The only explanation that makes sense to me is influence. Environment. Narrative.
And when human explanations stop making sense, that is where faith begins to hold us together.
The only true comfort my wife and I have found is in our faith in Jesus Christ. There was a moment when the pain became too heavy for us to process alone. And it was exactly there, in our weakness, that we felt God holding us up.
We still cry sometimes.
But now we cry with hope.
Because we believe God works in His time, not ours.
So, we pray. We wait. We trust. We love from a distance if necessary. And we refuse to let bitterness replace love in our hearts.
We believe that one day our son may look back and see clearly again. That he may rediscover the foundation he came from. That he may understand that love was never the enemy.

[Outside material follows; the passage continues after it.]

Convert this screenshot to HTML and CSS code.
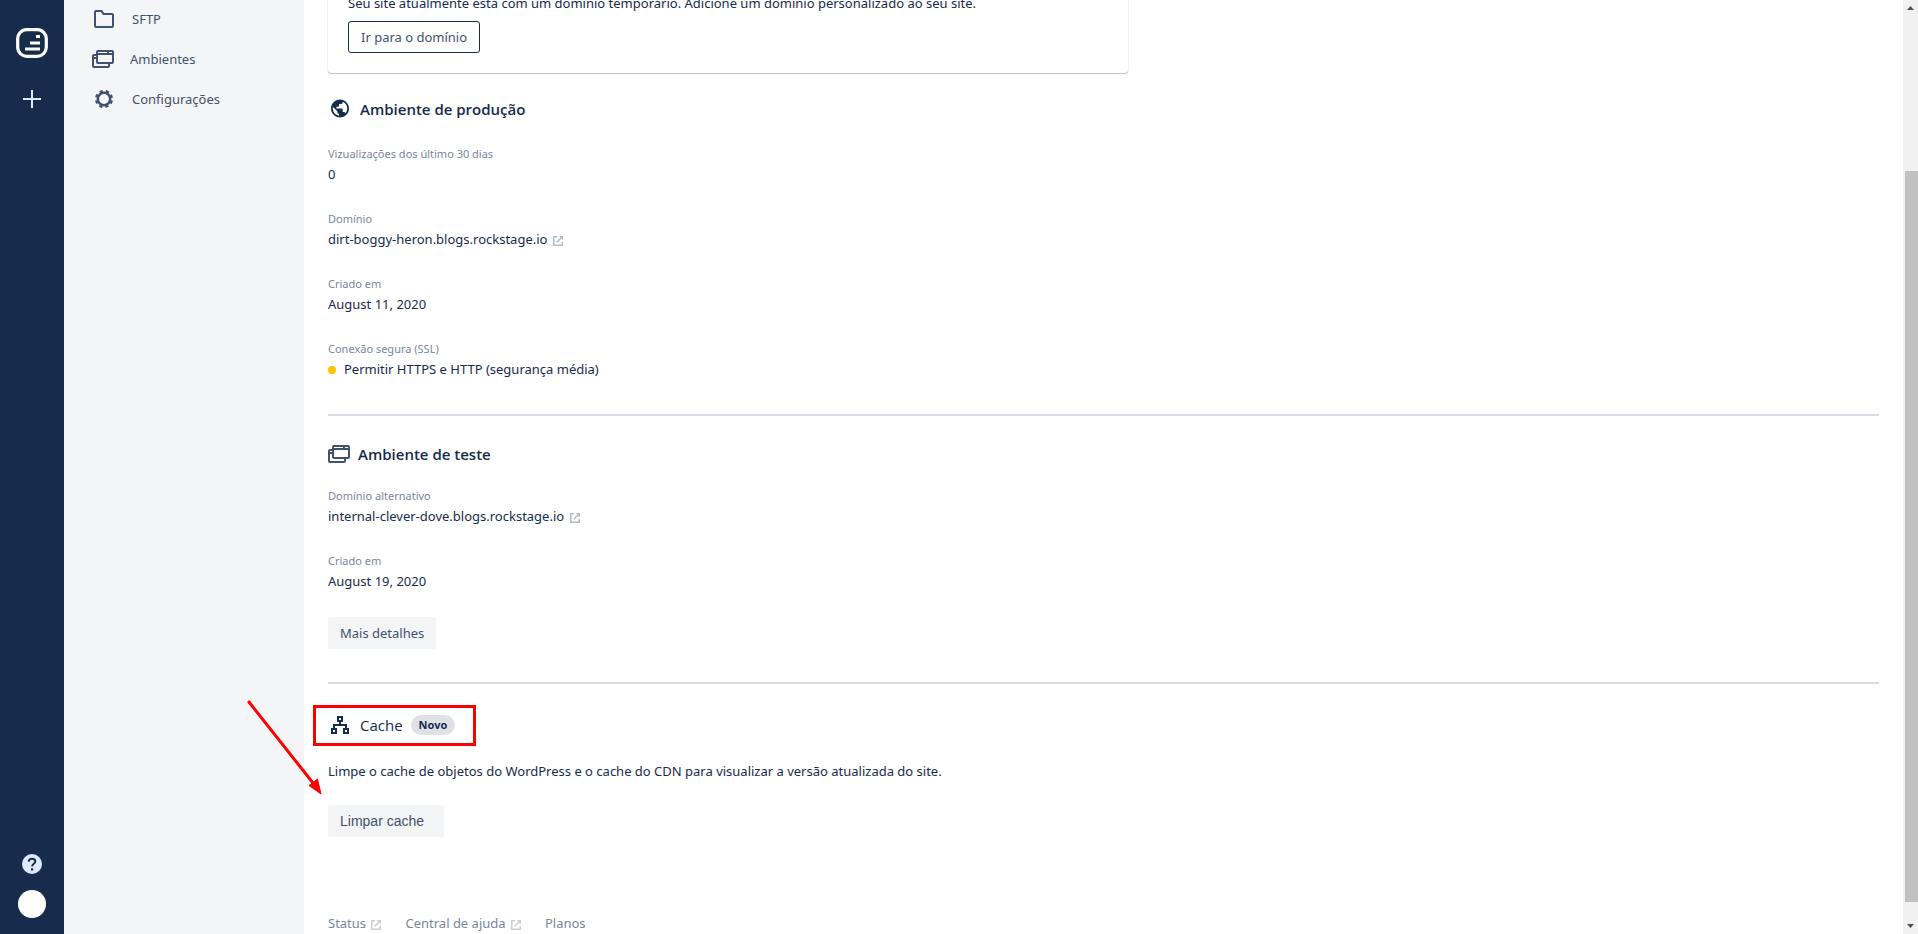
FILE: index.html
```html
<!DOCTYPE html>
<html lang="pt-BR">
<head>
    <meta charset="UTF-8">
    <meta name="viewport" content="width=device-width, initial-scale=1.0">
    <title>Ambientes</title>
    <link rel="stylesheet" href="styles.css">
</head>
<body>
    <svg width="0" height="0" class="symbols" aria-hidden="true">
        <symbol id="icon-windows" viewBox="0 0 22 18">
            <g fill="none" stroke="currentColor" stroke-width="2" stroke-linejoin="round">
                <rect x="5" y="1" width="16" height="12" rx="1"/>
                <path d="M5 4h16M5 5H2a1 1 0 0 0-1 1v10a1 1 0 0 0 1 1h14a1 1 0 0 0 1-1v-3M1 8h4"/>
            </g>
            <path fill="currentColor" d="M15 1h2v3h-2z"/>
        </symbol>
        <symbol id="icon-external" viewBox="0 0 10 10">
            <path fill="none" stroke="currentColor" stroke-width="1.5" d="M4 .8H.8v8.400h8.400V6M3.800 6.200 8.500 1.500"/>
            <path fill="currentColor" d="M5.800 0H10v4.200z"/>
        </symbol>
    </svg>

    <nav class="rail">
        <a href="#" class="logo" aria-label="Início">
            <svg width="32" height="30" viewBox="0 0 32 30">
                <rect x="1.700" y="1.700" width="28.600" height="26.600" rx="9" fill="none" stroke="#fff" stroke-width="3.200"/>
                <path fill="#fff" d="M20 7h4v3h-4zM14 13.500h10v3H14zM9 19.500h15v3H9z"/>
            </svg>
        </a>
        <button class="rail-button" aria-label="Adicionar">
            <svg width="18" height="18" viewBox="0 0 18 18"><path d="M9 0v18M0 9h18" stroke="#deebff" stroke-width="2"/></svg>
        </button>
        <button class="rail-button help" aria-label="Ajuda">
            <svg width="20" height="20" viewBox="0 0 20 20">
                <circle cx="10" cy="10" r="10" fill="#deebff"/>
                <path d="M6.700 7.700C6.700 5.700 8.100 4.700 10 4.700s3.300 1 3.300 2.800c0 2.300-3.200 2.300-3.200 5" fill="none" stroke="#172b4d" stroke-width="1.900"/>
                <path d="M9 14.300h2.200v2.200H9z" fill="#172b4d"/>
            </svg>
        </button>
        <button class="avatar" aria-label="Perfil"></button>
    </nav>

    <aside class="sidebar">
        <a href="#" class="menu-item">
            <svg width="24" height="24" viewBox="0 0 24 24"><path d="M3 19V5a1 1 0 0 1 1-1h5.500l2 3H20a1 1 0 0 1 1 1v11a1 1 0 0 1-1 1H4a1 1 0 0 1-1-1z" fill="none" stroke="currentColor" stroke-width="2"/></svg>
            SFTP
        </a>
        <a href="#" class="menu-item">
            <svg width="22" height="18"><use href="#icon-windows"/></svg>
            Ambientes
        </a>
        <a href="#" class="menu-item">
            <svg width="24" height="24" viewBox="0 0 24 24">
                <circle cx="12" cy="12" r="6.200" fill="none" stroke="currentColor" stroke-width="2.600"/>
                <circle cx="12" cy="12" r="7.900" fill="none" stroke="currentColor" stroke-width="2.400" stroke-dasharray="3.200 3.004" transform="rotate(11 12 12)"/>
            </svg>
            Configurações
        </a>
    </aside>

    <main class="content">
        <section class="notice">
            <p>Seu site atualmente está com um domínio temporário. Adicione um domínio personalizado ao seu site.</p>
            <button class="button outline">Ir para o domínio</button>
        </section>

        <section class="production">
            <h2>
                <svg width="24" height="24" viewBox="0 0 24 24"><path transform="translate(1.200 .7) scale(.9)" fill="currentColor" d="M12 2C6.480 2 2 6.480 2 12s4.480 10 10 10 10-4.480 10-10S17.520 2 12 2zm-1 17.930c-3.950-.49-7-3.850-7-7.930 0-.62.080-1.210.21-1.790L9 15v1c0 1.100.9 2 2 2v1.930zm6.900-2.540c-.26-.81-1-1.390-1.900-1.390h-1v-3c0-.55-.45-1-1-1H8v-2h2c.55 0 1-.45 1-1V7h2c1.100 0 2-.9 2-2v-.41c2.930 1.190 5 4.060 5 7.410 0 2.080-.8 3.970-2.100 5.390z"/></svg>
                Ambiente de produção
            </h2>
            <dl>
                <div>
                    <dt>Vizualizações dos último 30 dias</dt>
                    <dd>0</dd>
                </div>
                <div>
                    <dt>Domínio</dt>
                    <dd><a href="#">dirt-boggy-heron.blogs.rockstage.io <svg class="external" width="10" height="10"><use href="#icon-external"/></svg></a></dd>
                </div>
                <div>
                    <dt>Criado em</dt>
                    <dd>August 11, 2020</dd>
                </div>
                <div>
                    <dt>Conexão segura (SSL)</dt>
                    <dd><span class="dot"></span>Permitir HTTPS e HTTP (segurança média)</dd>
                </div>
            </dl>
        </section>
        <hr>

        <section class="staging">
            <h2>
                <svg class="soft" width="22" height="18"><use href="#icon-windows"/></svg>
                Ambiente de teste
            </h2>
            <dl>
                <div>
                    <dt>Domínio alternativo</dt>
                    <dd><a href="#">internal-clever-dove.blogs.rockstage.io <svg class="external" width="10" height="10"><use href="#icon-external"/></svg></a></dd>
                </div>
                <div>
                    <dt>Criado em</dt>
                    <dd>August 19, 2020</dd>
                </div>
            </dl>
            <button class="button">Mais detalhes</button>
        </section>
        <hr>

        <section class="cache">
            <h2>
                <svg width="24" height="24" viewBox="0 0 24 24">
                    <g fill="none" stroke="currentColor" stroke-width="2">
                        <path d="M10 4h4v4h-4zM4 16h4v4H4zM16 16h4v4h-4zM12 8v4M6 16v-4h12v4"/>
                    </g>
                </svg>
                Cache
                <span class="badge">Novo</span>
                <span class="highlight"></span>
            </h2>
            <p>Limpe o cache de objetos do WordPress e o cache do CDN para visualizar a versão atualizada do site.</p>
            <button class="button clear">Limpar cache</button>
            <svg class="arrow" width="80" height="100" viewBox="0 0 80 100">
                <path d="M5 5 69 86" stroke="#f00" stroke-width="3" stroke-linecap="round"/>
                <path d="M77 97 65 88.500 73.500 82z" fill="#f00" stroke="#f00"/>
            </svg>
        </section>

        <footer>
            <a href="#">Status <svg class="external" width="10" height="10"><use href="#icon-external"/></svg></a>
            <a href="#">Central de ajuda <svg class="external" width="10" height="10"><use href="#icon-external"/></svg></a>
            <a href="#">Planos</a>
        </footer>
    </main>

    <div class="scrollbar" aria-hidden="true">
        <svg width="7" height="4" viewBox="0 0 7 4"><path d="M0 4 3.500 0 7 4z" fill="#505050"/></svg>
        <div class="track"><div class="thumb"></div></div>
        <svg width="7" height="4" viewBox="0 0 7 4"><path d="M0 0 3.500 4 7 0z" fill="#505050"/></svg>
    </div>
</body>
</html>
```

FILE: styles.css
```css
* {
    box-sizing: border-box;
}
body {
    margin: 0;
    display: flex;
    height: 100vh;
    overflow: hidden;
    font-family: "Noto Sans", "Open Sans", sans-serif;
    font-size: 13px;
    line-height: 20px;
    color: #172b4d;
    background: #fff;
}
a {
    color: inherit;
    text-decoration: none;
}
button {
    font: inherit;
    color: inherit;
    cursor: pointer;
}
p, dl, dd, h2 {
    margin: 0;
}
svg {
    flex-shrink: 0;
}
.symbols {
    position: absolute;
}

/* left bar */
.rail {
    width: 64px;
    flex-shrink: 0;
    display: flex;
    flex-direction: column;
    align-items: center;
    padding: 28px 0 16px;
    background: #172b4d;
}
.logo {
    height: 30px;
    margin-bottom: 32px;
}
.rail-button {
    display: flex;
    padding: 0;
    border: none;
    background: none;
}
.help {
    margin-top: auto;
}
.avatar {
    width: 28px;
    height: 28px;
    margin-top: 16px;
    padding: 0;
    border: none;
    border-radius: 50%;
    background: #fff;
}

/* menu */
.sidebar {
    width: 240px;
    flex-shrink: 0;
    margin-top: -1px;
    background: #f4f5f7;
}
.menu-item {
    display: flex;
    align-items: center;
    gap: 16px;
    height: 40px;
    padding-left: 28px;
    color: #42526e;
}

/* content */
.content {
    flex: 1;
    min-width: 0;
    padding: 0 24px;
    margin-top: -7px;
}
.notice {
    max-width: 800px;
    padding: 0 20px 20px;
    border-radius: 3px;
    box-shadow: 0 1px 1px rgba(9, 30, 66, 0.25), 0 0 1px rgba(9, 30, 66, 0.31);
}
.notice p {
    margin-bottom: 8px;
}
.button {
    display: block;
    height: 32px;
    padding: 0 12px;
    border: none;
    border-radius: 3px;
    background: #f4f5f7;
    color: #42526e;
}
.outline {
    border: 1px solid #172b4d;
    background: #fff;
}
.clear {
    padding-right: 20px;
    font-family: "Liberation Sans", Arial, sans-serif;
    font-size: 14px;
}
h2 {
    display: flex;
    align-items: center;
    gap: 8px;
    font-family: "Open Sans", "Noto Sans", sans-serif;
    font-size: 15px;
    font-weight: 600;
    line-height: 24px;
}
dl {
    display: flex;
    flex-direction: column;
    gap: 24px;
}
dt {
    font-size: 11px;
    line-height: 17px;
    color: #7a869a;
}
dd {
    line-height: 24px;
}
hr {
    height: 2px;
    margin: 33px 0 26px;
    border: none;
    background: #dadde3;
}
.external {
    margin-left: 2px;
    vertical-align: -2px;
    color: #b3bac5;
}
.dot {
    display: inline-block;
    width: 8px;
    height: 8px;
    margin-right: 8px;
    border-radius: 50%;
    background: #ffc400;
}
.production {
    margin-top: 24px;
}
.production h2, .staging dl {
    margin-bottom: 24px;
}
.staging h2 {
    margin-bottom: 21px;
}
.soft {
    color: #42526e;
}
.cache {
    position: relative;
    margin-top: 29px;
}
.cache h2 {
    position: relative;
    width: fit-content;
    font-weight: 500;
    margin-bottom: 24px;
}
.cache p {
    margin-bottom: 24px;
}
.badge {
    padding: 0 8px;
    border-radius: 10px;
    background: #dfe1e6;
    font-size: 11px;
    font-weight: 700;
    line-height: 20px;
}
.highlight {
    position: absolute;
    inset: -8px -21px -9px -15px;
    border: 3px solid #f00;
}
.arrow {
    position: absolute;
    left: -84px;
    top: -16px;
}
footer {
    display: flex;
    gap: 24px;
    margin-top: 76px;
    color: #7a869a;
}
footer .external {
    color: #c9ced6;
}

/* scrollbar */
.scrollbar {
    width: 15px;
    flex-shrink: 0;
    display: flex;
    flex-direction: column;
    align-items: center;
    padding: 6px 0;
    background: #f1f1f1;
}
.track {
    flex: 1;
    align-self: stretch;
    display: flex;
    flex-direction: column;
    padding: 161px 0 22px 2px;
}
.thumb {
    flex: 1;
    background: #c1c1c1;
}
```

We see many young people rediscovering faith. Especially recently, seeing people turn back to Christ. And we pray that one day he may also find his way not back to us first, but back to truth, back to purpose, and back to God.
Because when someone finds their way back to truth, reconciliation often follows.
Until then, we remain what we have always been:
Parents who love.
Parents who wait.
Parents who pray.
And parents who hope that one day the noise of the world becomes quieter than the voice of truth.


Not a parent but a formerly trans identified teen, now an adult. After desisting I knew firsthand the power of a narrative and how I abandoned something that my life once revolved around. I ended up researching cults, learning the mechanism of manipulation, why a group or a leader can get someone to truly believe nonsense that defies what they see, hear, and experience. Manipulative people and ideologies prey on the vulnerabilities of young people, because teenage and young adulthood is a time where you don't know who you are or what you're doing, and naturally have a desire to rebel. Another major vulnerability is mental health disorders, which are alarmingly prevalent among trans identified teens. They are already hurting and lonely. Covid made this even worse. In my experience and from what I have seen, trans ideology and those preaching it tells you the only way to fix your mental health is to transition, and once you believe that belief they say we accept you and anyone who doesn't hates you. Throw in the fearmongering about bigotry and hatred and even a "trans genocide" and it will turn disagreement into fear and hatred for you. Once the group is your only friends, they withdraw affection when you act out of line. If your story doesn't follow their narrative, if you say the wrong thing, hold a wrong opinion, you are shunned. Connection and love are very strong human needs, as social creatures being alone is a threat to us, its wired in our brain that we must have companionship before we are truly safe. So you will try to get it back, by censoring yourself and conforming. But watching your mouth leads you to watch your thoughts, because one wrong move and you lose companionship. This is what leads people to not only change their mind but also their own memory perception, if it doesn't fit a narrative the story must be fixed, as the narrative cannot be questioned. This is how cults operate, isolation and shunning is widely used in cults because it is effective at controlling people. I have written more in depth about this topic and similar, I repost all my work on this account
From my experience with an adult child with a personality disorder, it is not indifference, but rather deep personal shame, because deep down, they know how privileged they are to have been raised in such a warm and loving home by such sacrificial parents, and it it just too hard for them to admit it. So keep sending the sweet memories & texts, etc. and one day your child may very well come around and acknowledge how blessed they are to have you and your family. A good psychiatrist helped us to see that the anger & vitriol once displayed and spewed towards loving family members was actually a hatred of herself. With much therapy, education, and hard work, this has for the most part passed and we have our lovely child back [for the most part].